┏━━

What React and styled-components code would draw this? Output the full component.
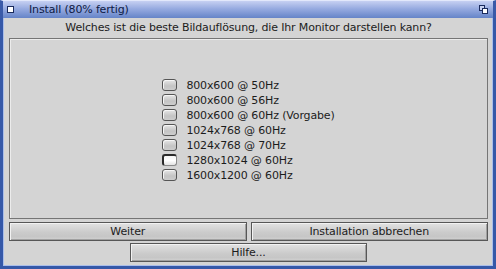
import React from 'react';
import styled, { createGlobalStyle } from 'styled-components';

const Global = createGlobalStyle`
  html, body { margin: 0; padding: 0; background: #d4d4d4; }
  body { font-family: "DejaVu Sans", Verdana, sans-serif; }
`;

const Window = styled.div`
  width: 496px;
  height: 269px;
  display: flex;
  flex-direction: column;
  box-sizing: border-box;
  font-family: "DejaVu Sans", Verdana, sans-serif;
  font-size: 11px;
  letter-spacing: -0.15px;
  color: #1c1c1c;
`;

const TitleBar = styled.div`
  height: 18px;
  flex: none;
  display: flex;
  align-items: center;
  box-sizing: border-box;
  background: linear-gradient(#c6d0f2, #97abe0 45%, #6584c8);
  border-top: 1px solid #e2e8fb;
  border-left: 3px solid #3a5aa8;
  border-right: 3px solid #3a5aa8;
  padding: 0 3px 0 4px;
`;

const CloseGadget = styled.div`
  width: 5px;
  height: 5px;
  background: #ffffff;
  border: 1px solid #1a2a5c;
  flex: none;
`;

const Title = styled.span`
  margin-left: 15px;
  color: #0e1a44;
  flex: 1;
  line-height: 16px;
`;

const Frame = styled.div`
  flex: 1;
  display: flex;
  flex-direction: column;
  background: #d4d4d4;
  border: 3px solid #3558a8;
  border-top: none;
  box-shadow: inset 1px 0 0 #a9bdea, inset -1px 0 0 #a9bdea, inset 0 -1px 0 #a9bdea;
  padding: 0 5px 4px 6px;
  min-height: 0;
`;

const Question = styled.div`
  height: 20px;
  flex: none;
  display: flex;
  align-items: center;
  justify-content: center;
  padding-bottom: 1px;
  box-sizing: border-box;
`;

const Panel = styled.div`
  height: 181px;
  flex: none;
  box-sizing: border-box;
  border: 1px solid #757575;
  box-shadow: inset 1px 1px 0 #ececec;
  background: #d4d4d4;
  display: flex;
  align-items: center;
  justify-content: center;
  padding-top: 3px;
`;

const List = styled.div`
  display: flex;
  flex-direction: column;
`;

const Row = styled.div`
  height: 15px;
  display: flex;
  align-items: center;
  gap: 9px;
`;

const Check = styled.span`
  width: 15px;
  height: 12px;
  box-sizing: border-box;
  border-radius: 3px;
  flex: none;
  border: 1px solid #4e4e4e;
  border-top-width: ${p => (p.$checked ? '2px' : '1px')};
  border-left-width: ${p => (p.$checked ? '2px' : '1px')};
  border-color: ${p => (p.$checked ? '#2a2a2a #8a8a8a #8a8a8a #2a2a2a' : '#555')};
  background: ${p =>
    p.$checked
      ? 'linear-gradient(#f4f4f4, #ffffff 50%, #e2e2e2)'
      : 'linear-gradient(#e6e6e6, #c4c4c4 60%, #cdcdcd)'};
  box-shadow: ${p => (p.$checked ? 'none' : 'inset 1px 1px 0 #f6f6f6')};
`;

const ButtonRow = styled.div`
  display: grid;
  grid-template-columns: 1fr 1fr;
  gap: 4px;
  margin-top: 3px;
`;

const Button = styled.div`
  height: 19px;
  box-sizing: border-box;
  border: 1px solid #575757;
  box-shadow: inset 1px 1px 0 #f2f2f2, inset -1px -1px 0 #a0a0a0;
  background: linear-gradient(#e2e2e2, #cbcbcb 55%, #c6c6c6 80%, #d2d2d2);
  display: flex;
  align-items: center;
  justify-content: center;
  color: #1c1c1c;
  ${p => (p.$narrow ? 'width: 237px; align-self: center;' : '')}
`;

const HelpRow = styled.div`
  display: flex;
  justify-content: center;
  margin-top: 2px;
`;

const DepthGadget = () => (
  <svg width="9" height="9" viewBox="0 0 9 9" style={{ flex: 'none', marginRight: 2 }}>
    <rect x="0.5" y="0.5" width="5" height="5" fill="#c9d3f2" stroke="#1a2a5c" />
    <rect x="3.5" y="3.5" width="5" height="5" fill="#ffffff" stroke="#1a2a5c" />
  </svg>
);

const options = [
  { label: '800x600 @ 50Hz' },
  { label: '800x600 @ 56Hz' },
  { label: '800x600 @ 60Hz (Vorgabe)' },
  { label: '1024x768 @ 60Hz' },
  { label: '1024x768 @ 70Hz' },
  { label: '1280x1024 @ 60Hz', checked: true },
  { label: '1600x1200 @ 60Hz' },
];

export default function App() {
  return (
    <>
      <Global />
      <Window>
        <TitleBar>
          <CloseGadget />
          <Title>Install (80% fertig)</Title>
          <DepthGadget />
        </TitleBar>
        <Frame>
          <Question>Welches ist die beste Bildauflösung, die Ihr Monitor darstellen kann?</Question>
          <Panel>
            <List>
              {options.map(o => (
                <Row key={o.label}>
                  <Check $checked={o.checked} />
                  <span>{o.label}</span>
                </Row>
              ))}
            </List>
          </Panel>
          <ButtonRow>
            <Button>Weiter</Button>
            <Button>Installation abbrechen</Button>
          </ButtonRow>
          <HelpRow>
            <Button $narrow>Hilfe...</Button>
          </HelpRow>
        </Frame>
      </Window>
    </>
  );
}
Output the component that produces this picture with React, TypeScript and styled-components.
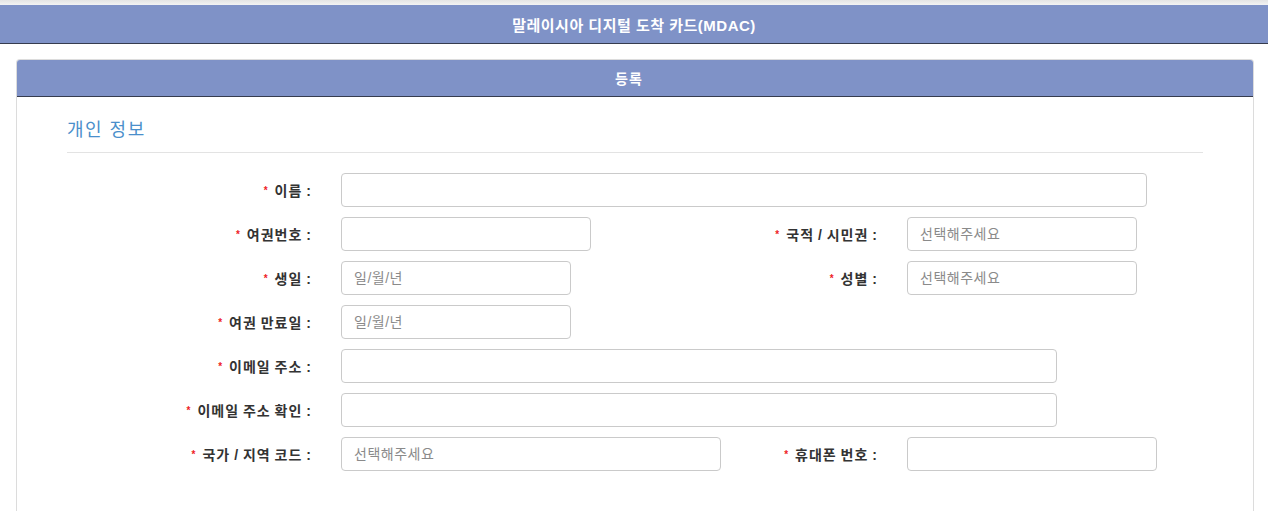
import styled, { createGlobalStyle } from "styled-components";

const GlobalStyle = createGlobalStyle`
  html, body {
    margin: 0;
    padding: 0;
    background: #fff;
    font-family: "Liberation Sans", "Noto Sans CJK KR", sans-serif;
    color: #333;
  }
`;

const TopStrip = styled.div`
  height: 5px;
  background: linear-gradient(#e4e4e4, #f3f3f3);
`;

const HeaderBar = styled.header`
  height: 38px;
  background: #7f92c7;
  border-bottom: 1px solid #363c4e;
  display: flex;
  align-items: center;
  justify-content: center;
  color: #fff;
  font-size: 15px;
  font-weight: 700;
  letter-spacing: 0.5px;
`;

const Panel = styled.section`
  margin: 15px 14px 0 16px;
  border: 1px solid #dcdcdc;
  border-bottom: none;
  border-radius: 4px 4px 0 0;
`;

const PanelHeading = styled.div`
  height: 36px;
  padding-right: 12px;
  background: #7f92c7;
  border-bottom: 1px solid #363c4e;
  border-radius: 3px 3px 0 0;
  display: flex;
  align-items: center;
  justify-content: center;
  color: #fff;
  font-size: 14px;
  font-weight: 700;
  letter-spacing: 1px;
`;

const PanelBody = styled.div`
  padding: 20px 50px 40px 50px;
`;

const SectionTitle = styled.h3`
  margin: 0;
  padding-bottom: 9px;
  border-bottom: 1px solid #e3e3e3;
  font-size: 18px;
  font-weight: 400;
  line-height: 26px;
  letter-spacing: 1.5px;
  color: #4a8fcb;
`;

const Form = styled.div`
  margin-top: 20px;
  display: grid;
  grid-template-columns: 244px 380px 126px 265px;
  column-gap: 30px;
  row-gap: 10px;
  align-items: center;
`;

const Label = styled.label`
  justify-self: end;
  white-space: nowrap;
  font-size: 14px;
  font-weight: 700;
  letter-spacing: 1px;
  word-spacing: -1px;
  color: #333;
`;

const Star = styled.span`
  color: #ee1c25;
  font-size: 10px;
  letter-spacing: 0;
  margin-right: 7px;
  vertical-align: 2px;
`;

const Colon = styled.span`
  letter-spacing: 0;
  margin-left: 4px;
`;

const Input = styled.input<{ $w: number; $span?: boolean }>`
  box-sizing: border-box;
  width: ${(p) => p.$w}px;
  height: 34px;
  padding: 0 12px;
  border: 1px solid #cacaca;
  border-radius: 4px;
  background: #fff;
  font-family: "Liberation Sans", "Noto Sans CJK KR", sans-serif;
  font-size: 14px;
  letter-spacing: 0.5px;
  color: #555;
  grid-column: ${(p) => (p.$span ? "2 / -1" : "auto")};
  &::placeholder {
    color: #8a8a8a;
  }
`;

const Blank = styled.div`
  grid-column: 3 / -1;
`;

function Field({ label }: { label: string }) {
  return (
    <Label>
      <Star>*</Star>
      {label}
      <Colon>:</Colon>
    </Label>
  );
}

export default function App() {
  return (
    <>
      <GlobalStyle />
      <TopStrip />
      <HeaderBar>말레이시아 디지털 도착 카드(MDAC)</HeaderBar>
      <Panel>
        <PanelHeading>등록</PanelHeading>
        <PanelBody>
          <SectionTitle>개인 정보</SectionTitle>
          <Form>
            <Field label="이름" />
            <Input $w={806} $span />

            <Field label="여권번호" />
            <Input $w={250} />
            <Field label="국적 / 시민권" />
            <Input $w={230} placeholder="선택해주세요" />

            <Field label="생일" />
            <Input $w={230} placeholder="일/월/년" />
            <Field label="성별" />
            <Input $w={230} placeholder="선택해주세요" />

            <Field label="여권 만료일" />
            <Input $w={230} placeholder="일/월/년" />
            <Blank />

            <Field label="이메일 주소" />
            <Input $w={716} $span />

            <Field label="이메일 주소 확인" />
            <Input $w={716} $span />

            <Field label="국가 / 지역 코드" />
            <Input $w={380} placeholder="선택해주세요" />
            <Field label="휴대폰 번호" />
            <Input $w={250} />
          </Form>
        </PanelBody>
      </Panel>
    </>
  );
}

┗━━

WHAT THIS TASK INVOLVES |
Which lines include the word "Output"? Copy every one of them.

PROBLEM SOLUTION |
What React and styled-components code would draw this? Output the full component.
Output the component that produces this picture with React, TypeScript and styled-components.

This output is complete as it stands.